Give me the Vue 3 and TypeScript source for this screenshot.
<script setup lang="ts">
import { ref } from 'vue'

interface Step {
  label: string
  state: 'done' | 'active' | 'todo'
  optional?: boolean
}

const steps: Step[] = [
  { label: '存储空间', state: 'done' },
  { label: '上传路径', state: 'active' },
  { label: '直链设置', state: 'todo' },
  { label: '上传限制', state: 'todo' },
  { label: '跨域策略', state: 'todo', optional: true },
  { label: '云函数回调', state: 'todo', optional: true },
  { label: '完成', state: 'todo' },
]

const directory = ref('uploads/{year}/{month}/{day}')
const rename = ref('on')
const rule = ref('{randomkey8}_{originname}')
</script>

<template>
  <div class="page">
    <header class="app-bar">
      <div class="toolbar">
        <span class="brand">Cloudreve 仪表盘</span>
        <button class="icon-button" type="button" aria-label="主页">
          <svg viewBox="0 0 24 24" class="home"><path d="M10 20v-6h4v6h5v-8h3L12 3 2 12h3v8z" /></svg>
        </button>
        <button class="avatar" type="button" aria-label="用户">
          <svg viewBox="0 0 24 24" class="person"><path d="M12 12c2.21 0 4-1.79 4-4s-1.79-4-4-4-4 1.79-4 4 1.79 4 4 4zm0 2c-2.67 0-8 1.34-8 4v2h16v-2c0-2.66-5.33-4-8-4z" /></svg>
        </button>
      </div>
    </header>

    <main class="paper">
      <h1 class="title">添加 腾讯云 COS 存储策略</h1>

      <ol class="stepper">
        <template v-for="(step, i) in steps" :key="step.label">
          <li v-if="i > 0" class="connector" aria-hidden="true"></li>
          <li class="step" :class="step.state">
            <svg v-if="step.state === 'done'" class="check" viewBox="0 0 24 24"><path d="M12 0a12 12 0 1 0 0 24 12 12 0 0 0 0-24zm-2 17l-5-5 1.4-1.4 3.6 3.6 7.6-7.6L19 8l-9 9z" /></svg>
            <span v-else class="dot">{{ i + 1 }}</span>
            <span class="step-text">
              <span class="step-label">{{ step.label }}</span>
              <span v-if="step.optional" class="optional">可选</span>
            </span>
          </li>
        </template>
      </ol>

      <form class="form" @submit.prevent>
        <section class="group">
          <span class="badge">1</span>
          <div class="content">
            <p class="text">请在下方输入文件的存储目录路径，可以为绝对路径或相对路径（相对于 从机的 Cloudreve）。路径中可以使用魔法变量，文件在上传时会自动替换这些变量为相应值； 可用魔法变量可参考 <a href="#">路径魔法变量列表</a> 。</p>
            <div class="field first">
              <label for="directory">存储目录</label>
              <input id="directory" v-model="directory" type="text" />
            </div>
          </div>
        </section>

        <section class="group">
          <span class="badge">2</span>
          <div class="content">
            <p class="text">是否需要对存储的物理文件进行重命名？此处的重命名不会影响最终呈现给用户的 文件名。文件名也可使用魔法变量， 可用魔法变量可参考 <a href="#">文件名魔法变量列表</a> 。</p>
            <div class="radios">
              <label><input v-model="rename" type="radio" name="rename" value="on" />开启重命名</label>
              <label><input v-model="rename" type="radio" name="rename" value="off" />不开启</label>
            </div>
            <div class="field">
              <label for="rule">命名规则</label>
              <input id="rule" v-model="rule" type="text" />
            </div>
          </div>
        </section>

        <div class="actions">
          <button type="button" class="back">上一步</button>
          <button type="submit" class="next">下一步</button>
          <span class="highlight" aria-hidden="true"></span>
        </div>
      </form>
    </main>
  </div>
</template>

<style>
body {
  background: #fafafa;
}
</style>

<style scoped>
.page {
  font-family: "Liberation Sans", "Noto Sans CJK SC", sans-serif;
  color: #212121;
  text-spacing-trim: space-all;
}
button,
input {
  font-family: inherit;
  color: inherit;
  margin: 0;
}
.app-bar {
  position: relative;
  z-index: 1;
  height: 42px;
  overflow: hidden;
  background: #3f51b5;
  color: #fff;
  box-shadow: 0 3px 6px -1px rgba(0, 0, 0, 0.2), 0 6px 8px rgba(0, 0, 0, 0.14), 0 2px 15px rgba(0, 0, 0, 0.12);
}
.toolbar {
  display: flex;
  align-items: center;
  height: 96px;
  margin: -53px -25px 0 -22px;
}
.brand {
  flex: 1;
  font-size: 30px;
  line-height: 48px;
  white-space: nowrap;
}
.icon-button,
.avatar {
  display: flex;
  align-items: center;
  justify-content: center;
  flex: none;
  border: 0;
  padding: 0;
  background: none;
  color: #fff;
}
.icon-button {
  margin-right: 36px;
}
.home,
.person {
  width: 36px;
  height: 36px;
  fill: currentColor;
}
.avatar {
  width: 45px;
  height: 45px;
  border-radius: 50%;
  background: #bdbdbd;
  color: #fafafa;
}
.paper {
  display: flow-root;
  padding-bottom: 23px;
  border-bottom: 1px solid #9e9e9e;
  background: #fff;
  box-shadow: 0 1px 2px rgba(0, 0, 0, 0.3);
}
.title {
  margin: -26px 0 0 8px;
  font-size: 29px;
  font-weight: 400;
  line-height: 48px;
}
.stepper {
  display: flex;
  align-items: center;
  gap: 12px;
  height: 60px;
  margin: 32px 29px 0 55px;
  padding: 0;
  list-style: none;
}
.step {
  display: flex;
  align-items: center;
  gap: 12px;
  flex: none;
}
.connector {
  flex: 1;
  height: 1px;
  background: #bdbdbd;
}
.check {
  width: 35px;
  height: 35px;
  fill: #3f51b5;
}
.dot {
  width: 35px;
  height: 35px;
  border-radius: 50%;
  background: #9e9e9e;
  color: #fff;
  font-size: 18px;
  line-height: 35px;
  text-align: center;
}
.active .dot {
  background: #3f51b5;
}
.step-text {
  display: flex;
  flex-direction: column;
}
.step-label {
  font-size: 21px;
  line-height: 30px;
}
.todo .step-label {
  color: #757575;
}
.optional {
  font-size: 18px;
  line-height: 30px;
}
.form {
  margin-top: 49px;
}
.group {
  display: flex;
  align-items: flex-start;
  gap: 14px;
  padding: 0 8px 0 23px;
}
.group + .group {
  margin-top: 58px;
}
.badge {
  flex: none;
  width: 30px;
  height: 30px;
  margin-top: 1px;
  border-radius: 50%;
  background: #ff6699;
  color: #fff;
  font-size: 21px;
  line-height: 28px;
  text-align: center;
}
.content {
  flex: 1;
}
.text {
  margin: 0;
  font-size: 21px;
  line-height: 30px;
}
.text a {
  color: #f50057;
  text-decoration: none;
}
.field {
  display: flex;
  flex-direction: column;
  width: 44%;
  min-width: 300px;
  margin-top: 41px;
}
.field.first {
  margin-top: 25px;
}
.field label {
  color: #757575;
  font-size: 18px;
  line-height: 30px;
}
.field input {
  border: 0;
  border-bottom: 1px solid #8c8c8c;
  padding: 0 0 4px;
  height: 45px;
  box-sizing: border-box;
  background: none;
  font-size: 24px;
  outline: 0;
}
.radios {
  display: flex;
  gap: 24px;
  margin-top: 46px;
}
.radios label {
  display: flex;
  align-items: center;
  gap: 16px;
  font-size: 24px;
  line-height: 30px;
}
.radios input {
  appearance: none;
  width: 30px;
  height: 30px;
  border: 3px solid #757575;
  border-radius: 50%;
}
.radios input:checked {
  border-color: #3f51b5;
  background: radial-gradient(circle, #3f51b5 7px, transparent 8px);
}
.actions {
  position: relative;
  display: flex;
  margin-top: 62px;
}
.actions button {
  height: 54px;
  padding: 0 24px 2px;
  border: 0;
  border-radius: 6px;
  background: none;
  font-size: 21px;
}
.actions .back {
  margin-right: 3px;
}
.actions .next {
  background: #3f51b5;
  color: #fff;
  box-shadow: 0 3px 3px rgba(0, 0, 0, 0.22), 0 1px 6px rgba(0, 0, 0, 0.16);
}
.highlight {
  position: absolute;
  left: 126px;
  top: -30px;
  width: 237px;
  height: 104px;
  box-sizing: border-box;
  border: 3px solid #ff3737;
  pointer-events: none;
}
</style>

____

■ **DIRECTION**
Please repeat word for word the lines above that run from the beginning through the line containing "腾讯云 COS 存储策略</h1>", keeping both the first and that last line.

■ **RESULT BELOW**
Give me the Vue 3 and TypeScript source for this screenshot.
<script setup lang="ts">
import { ref } from 'vue'

interface Step {
  label: string
  state: 'done' | 'active' | 'todo'
  optional?: boolean
}

const steps: Step[] = [
  { label: '存储空间', state: 'done' },
  { label: '上传路径', state: 'active' },
  { label: '直链设置', state: 'todo' },
  { label: '上传限制', state: 'todo' },
  { label: '跨域策略', state: 'todo', optional: true },
  { label: '云函数回调', state: 'todo', optional: true },
  { label: '完成', state: 'todo' },
]

const directory = ref('uploads/{year}/{month}/{day}')
const rename = ref('on')
const rule = ref('{randomkey8}_{originname}')
</script>

<template>
  <div class="page">
    <header class="app-bar">
      <div class="toolbar">
        <span class="brand">Cloudreve 仪表盘</span>
        <button class="icon-button" type="button" aria-label="主页">
          <svg viewBox="0 0 24 24" class="home"><path d="M10 20v-6h4v6h5v-8h3L12 3 2 12h3v8z" /></svg>
        </button>
        <button class="avatar" type="button" aria-label="用户">
          <svg viewBox="0 0 24 24" class="person"><path d="M12 12c2.21 0 4-1.79 4-4s-1.79-4-4-4-4 1.79-4 4 1.79 4 4 4zm0 2c-2.67 0-8 1.34-8 4v2h16v-2c0-2.66-5.33-4-8-4z" /></svg>
        </button>
      </div>
    </header>

    <main class="paper">
      <h1 class="title">添加 腾讯云 COS 存储策略</h1>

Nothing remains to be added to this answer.